Cases cited by petitioners don't show a circuit split, said the state. The 8th Circuit’s 2006 decision in Bone Shirt v. Hazeltine “merely required South Dakota to create an additional majority-Indian legislative district in a plan that already included single-member districts,” Georgia said. The 10th Circuit’s 2012 decision in Large v. Fremont County, also cited by petitioners, "plainly supports” the 11th Circuit’s decision here, said Georgia: There, the 10th Circuit "imposed a remedy specifically allowed” by Wyoming state law.

Georgia also disagreed there is any parallel with the Supreme Court’s 2023 decision in Allen v. Milligan, which rejected Alabama’s redrawn congressional districts because they violated the Voting Rights Act. "Milligan involved a challenge to a single-member district scheme; the plaintiffs never asked the court to change Alabama’s form of government.”
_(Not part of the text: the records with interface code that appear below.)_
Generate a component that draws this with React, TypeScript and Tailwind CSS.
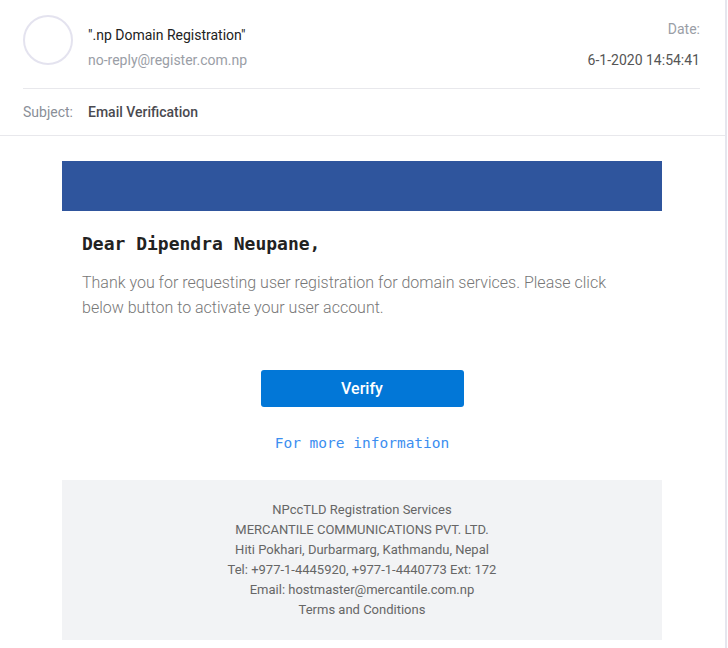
export default function App() {
  const footer = [
    "NPccTLD Registration Services",
    "MERCANTILE COMMUNICATIONS PVT. LTD.",
    "Hiti Pokhari, Durbarmarg, Kathmandu, Nepal",
    "Tel: +977-1-4445920, +977-1-4440773 Ext: 172",
    "Email: hostmaster@mercantile.com.np",
    "Terms and Conditions",
  ];

  return (
    <div
      className="w-[728px] h-[648px] bg-white overflow-hidden"
      style={{ fontFamily: "Roboto, 'Liberation Sans', sans-serif" }}
    >
      <div className="w-[727px] h-full border-r-2 border-[#e6e6ee]">
        {/* header */}
        <div className="px-[23px] pr-[25px]">
          <div className="flex items-start h-[89px] border-b border-[#e8e8ec]">
            <div className="mt-[15px] w-[50px] h-[50px] rounded-full border-2 border-[#e4e3ef]" />
            <div className="ml-[15px] mt-[25px] flex-1">
              <div className="text-[14px] leading-[20px] text-[#222]">".np Domain Registration"</div>
              <div className="mt-[5px] text-[14px] leading-[20px] text-[#9a9ea6]">no-reply@register.com.np</div>
            </div>
            <div className="mt-[19px] text-right">
              <div className="text-[14px] leading-[20px] text-[#9a9ea6]">Date:</div>
              <div className="mt-[11px] text-[14px] leading-[20px] text-[#555]">6-1-2020 14:54:41</div>
            </div>
          </div>
          <div className="flex items-center h-[46px]">
            <div className="w-[65px] text-[14px] text-[#8a8f98]">Subject:</div>
            <div className="text-[14px] font-medium text-[#4a4a50]">Email Verification</div>
          </div>
        </div>
        <div className="border-t border-[#e8e8ec]" />

        {/* body */}
        <div className="w-[600px] ml-[62px] mt-[25px]">
          <div className="h-[50px] bg-[#2f559d]" />
          <div className="px-[20px]">
            <div
              className="mt-[20px] text-[18px] leading-[25px] font-bold text-[#222]"
              style={{ fontFamily: "'DejaVu Sans Mono', monospace" }}
            >
              Dear Dipendra Neupane,
            </div>
            <p className="mt-[14px] text-[16px] leading-[25px] font-light text-[#777]">
              Thank you for requesting user registration for domain services. Please click below button to activate your
              user account.
            </p>
          </div>
          <div className="flex flex-col items-center mt-[50px]">
            <button className="w-[203px] h-[37px] rounded-[3px] bg-[#0277d7] text-white text-[16px] font-medium">
              Verify
            </button>
            <div
              className="mt-[26px] text-[14.5px] leading-[20px] text-[#3b8ef0]"
              style={{ fontFamily: "'DejaVu Sans Mono', monospace" }}
            >
              For more information
            </div>
          </div>
          <div className="mt-[27px] h-[160px] bg-[#f2f3f5] pt-[20px] flex flex-col items-center">
            {footer.map((line) => (
              <div key={line} className="text-[13px] leading-[20px] text-[#666]">
                {line}
              </div>
            ))}
          </div>
        </div>
      </div>
    </div>
  );
}
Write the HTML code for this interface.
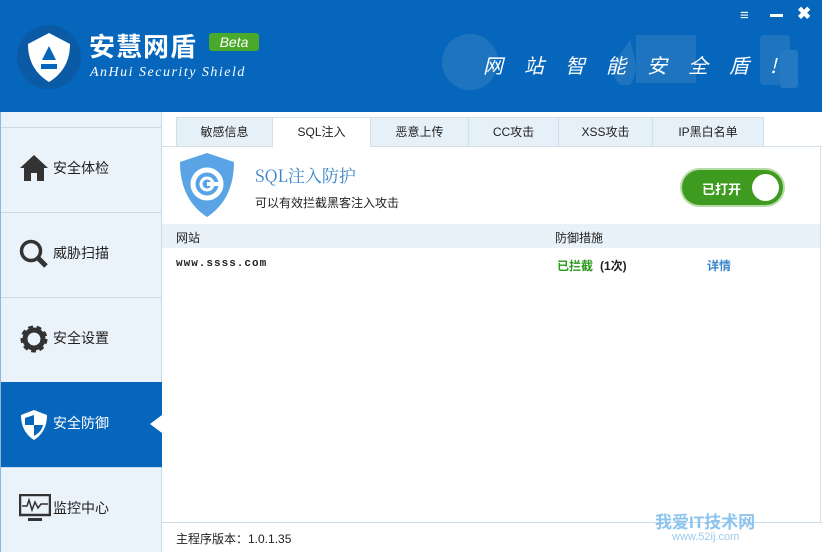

"Because the Commission is a statewide agency with authority over the whole State, the Commission’s five members are chosen through statewide elections, and have been since 1906,” Georgia said. "This is especially important when it acts in its adjudicative capacity, as it avoids the problem or appearance of 'home cooking.'" Although elected statewide, commissioners have to reside in separate districts, noted Georgia. "This hybrid scheme of district residency requirements and statewide elections ensures that the Commission serves the interests of the entire State: without the residency requirement, Commissioners might all reside in one highly populated part of the state (like Atlanta) and thus be tempted to prioritize that area’s needs over others.”

Challengers had to propose a reasonable alternative election method that could be shown to be better than the statewide elections scheme, said Georgia. "If there is no alternative, there is no vote dilution." The 11th Circuit rejected the proposal to replace statewide elections with a system where five districts would individually elect commissioners because the petitioners "failed to identify a comparator by which to measure voter dilution,” it said. "There is no vote dilution if, to prove dilution, you have to change the form of government."

"Petitioners’ proposed remedy would fundamentally alter the form of the agency, transforming it into a sort of second legislature with regional representatives,” said Georgia. “Instead of Commissioners working on behalf of all Georgians as statewide officials, Petitioners prefer local representatives, beholden to regionalized special interests, who compete with other Commissioners to secure the greatest benefits for their districts.”

The 11th Circuit decision won’t have far-reaching impact, added Georgia. “There are not many (if any) other quasi-judicial, statewide agencies with statewide elections and particular residency requirements," so the decision would likely only affect one commission in one state,” it said. “On the other hand, to the extent they argue that every statewide body must use single-member districts to elect its members … it is Petitioners who are pushing an extreme, novel theory that no court has accepted.”